Just like I mentioned above, I am a big fan of automation and making sure that humans do the smallest amount of boring work possible (and let’s face it, sync-ing things across repos is boring work) - so we need to automate how we publish the artifact.
Given that we are not yet certain the artifact is 100% valid, we want to issue a pull request against the target content repository, so that a human can at least partially review this content (boring work, again, but we’ll talk about automating that in another post).
Out-of-the-box, VSTS does not provide an easy way to issue a pull request to GitHub - and that’s where the majority of our content repositories are located. So we need to put together a custom script that does that for us.
Some requirements that we want to keep in mind:
- The script should be easily integrated in all our CI jobs.
- Content builds on both Linux and Windows should be able to leverage it.
- No values in it should be hard-coded and should instead be consumed from the build definition.
Thinking of all this, the easiest approach would be just writing a Python script, so that’s exactly what I did, and came up with this:
import sys import shutil import os import subprocess import datetime from github import Github def git(*args): return subprocess.check_call(['git'] + list(args), stderr=sys.stdout.fileno()) gitHubUsername = str(sys.argv) gitHubToken = str(sys.argv) docRepoId = str(sys.argv) targetBranch = str(sys.argv) targetLocation = str(sys.argv) workingArtifactFolder = str(sys.argv) artifactId = str(sys.argv) now = datetime.datetime.now() g = Github(gitHubUsername, gitHubToken) # Step 1: Create a new fork for the documentation repository. repo = g.get_repo(docRepoId) github_user = g.get_user() myfork = github_user.create_fork(repo) # Clone the fork locally git("clone", "https://" + gitHubToken + "@github.com/" + myfork.owner.login + "/" + myfork.name + ".git", "-b", targetBranch, "_clonedfork") # Step 2: Create a new commit cloneLocation = os.path.join(os.getcwd(), "_clonedfork") combinedLocation = os.path.join(cloneLocation ,targetLocation) print "Destination to clear: " + combinedLocation # Empty destination folder. shutil.rmtree(combinedLocation) combinedArtifactLocation = os.path.join(workingArtifactFolder, artifactId) print "Artifact location: " + combinedArtifactLocation shutil.copytree(combinedArtifactLocation, combinedLocation) git("--git-dir=" + os.path.join(cloneLocation, ".git"), "--work-tree=" + cloneLocation, "add", ".") git("--git-dir=" + os.path.join(cloneLocation, ".git"), "--work-tree=" + cloneLocation, "commit", "-m", "\":package: Update from CI\"", "--allow-empty") git("--git-dir=" + os.path.join(cloneLocation, ".git"), "--work-tree=" + cloneLocation, "push") # Step 3: Create a pull request against the content repo repo.create_pull(title="CI job update " + now.strftime("%Y-%m-%d %H:%M"), body="Update from CI", head=myfork.owner.login + ":" + targetBranch, base=targetBranch)
When the build completes, the script will be triggered through a custom build steps, with all parameters passed to it via build variables:
The script is responsible for doing several things:
- Clone the target content repository.
- Fork it to the current user’s GitHub account.
- Commit the changes to the user’s fork.
- Issue a PR from fork to the source repository.
PyGitHub is extremely helpful here, as it implements a lot of the GitHub APIs that I’d otherwise have to deal with manually.
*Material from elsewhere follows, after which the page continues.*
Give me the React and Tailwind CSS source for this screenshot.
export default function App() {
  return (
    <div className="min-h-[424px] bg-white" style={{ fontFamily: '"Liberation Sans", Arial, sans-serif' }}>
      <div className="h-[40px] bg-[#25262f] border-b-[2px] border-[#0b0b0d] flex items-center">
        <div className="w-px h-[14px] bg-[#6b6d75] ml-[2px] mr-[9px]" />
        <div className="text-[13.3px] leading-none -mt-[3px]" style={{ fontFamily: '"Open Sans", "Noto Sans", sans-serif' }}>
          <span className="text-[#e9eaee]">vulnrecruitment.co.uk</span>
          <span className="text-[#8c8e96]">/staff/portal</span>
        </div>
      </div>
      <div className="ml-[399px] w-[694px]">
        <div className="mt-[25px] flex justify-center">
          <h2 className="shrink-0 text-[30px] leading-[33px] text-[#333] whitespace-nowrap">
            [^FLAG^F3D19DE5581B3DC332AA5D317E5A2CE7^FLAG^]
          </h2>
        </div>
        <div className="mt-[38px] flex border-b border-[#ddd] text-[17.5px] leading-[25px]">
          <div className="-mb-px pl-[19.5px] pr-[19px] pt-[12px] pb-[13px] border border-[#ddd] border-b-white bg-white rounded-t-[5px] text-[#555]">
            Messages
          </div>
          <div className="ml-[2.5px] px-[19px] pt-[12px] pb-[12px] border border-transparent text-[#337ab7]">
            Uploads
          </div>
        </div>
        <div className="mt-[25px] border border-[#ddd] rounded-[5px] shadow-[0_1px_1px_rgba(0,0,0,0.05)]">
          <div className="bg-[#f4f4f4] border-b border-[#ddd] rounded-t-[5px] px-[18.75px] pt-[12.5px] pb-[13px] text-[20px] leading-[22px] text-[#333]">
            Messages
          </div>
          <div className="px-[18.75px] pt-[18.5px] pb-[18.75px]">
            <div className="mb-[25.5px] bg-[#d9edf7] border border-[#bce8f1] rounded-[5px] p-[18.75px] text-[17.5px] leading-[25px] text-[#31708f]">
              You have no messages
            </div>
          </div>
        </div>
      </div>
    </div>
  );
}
And issuing PRs from the command line is not exactly a piece of cake.
Notice that the script that is registered as the build step is, in fact, a PowerShell wrapper that helps trigger the Python script:
param ( [string]$GitUsername = "NOT_VALID", [string]$GitToken = "NOT_VALID", [string]$GitRepoId = "NOT_VALID", [string]$GitBranch = "NOT_VALID", [string]$GitInRepoLocation = "NOT_VALID", [string]$ArtifactPath = "NOT_VALID", [string]$ArtifactName = "NOT_VALID", [string]$GitEmail = "NOT_VALID" ) $scriptpath = split-path -parent $MyInvocation.MyCommand.Definition cd $scriptpath git config --global user.email $GitEmail git config --global user.name $GitUsername python -m pip install pygithub python git-release-documentation.py $GitUsername $GitToken $GitRepoId $GitBranch ($GitInRepoLocation) ($ArtifactPath) ($ArtifactName)
You can place this script in a local VSTS repo, that you then clone from your build job. The same can be done with Linux-based build agents, where you can create a shell script to trigger the exactly the same script.
Now, when you trigger a build, should all your credentials be in order, you should see a brand new PR issued against the repository you have, where changes are present.